Respondents further contend that the original requirement of strict compliance with the lien statutes have been relaxed by statute and case law. Progress Lumber Co. v. Davis (1932) 217 Cal. 95 [17 P.2d 105], involved a completion notice that was signed by a husband as one of the owners when, in fact, the true title stood in his name and his wife’s name as joint tenants. Unlike the ease at bench, the completion notice in the Davis case revealed all of the required facts. The only alleged defect was failure of the wife to join in the signing. This could prejudice no one.
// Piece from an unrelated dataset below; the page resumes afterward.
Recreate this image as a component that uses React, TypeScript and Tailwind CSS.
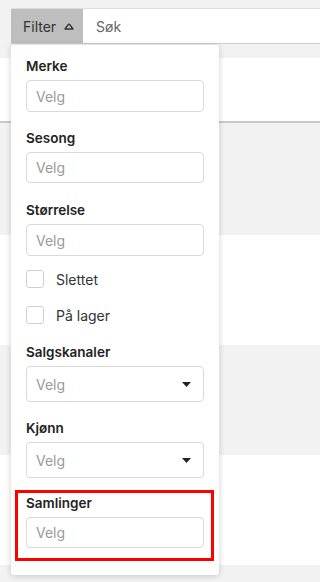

Borello v. Eichler Homes, Inc. (1963) 221 Cal.App.2d 487, 493 [34 Cal.Rptr. 648], cited by respondents, involved a defective claim of lien and not a defective completion notice. Borello left out a word in the description contained in his lien and Eichler proposed to use this defect to avoid liability for the labor and material put into a building. The court held that the description was sufficient to designate the land in question. Code of Civil Procedure, section 1196.1 directs the court to liberally apply the requirements of a lien claim where the error is in the description of the property or in the amount of the claim. It is to be noted that there is no such statute directing liberality in construing the effectiveness or the sufficiency of a completion notice. In any event, the deficiencies in the completion notice in the case at bench do not deal with the description of the property or the amount of any claim.

*Supp. 966The reasoning in this ease can be of little help to respondents. They are in a position quite comparable to Eichler. They propose to ignore their defective and misleading completion notice for the purpose of defeating plaintiff’s recovery for labor and material put into the property at 2835 Morley Drive, Oakland.

Judgment in favor of defendants Don A. Mowat and Mowat Associates, a California corporation, is reversed and the ease is remanded to the municipal court for entry of judgment to foreclose the mechanic’s lien consistent herewith.

Emerson, J., and Dieden, J., concurred.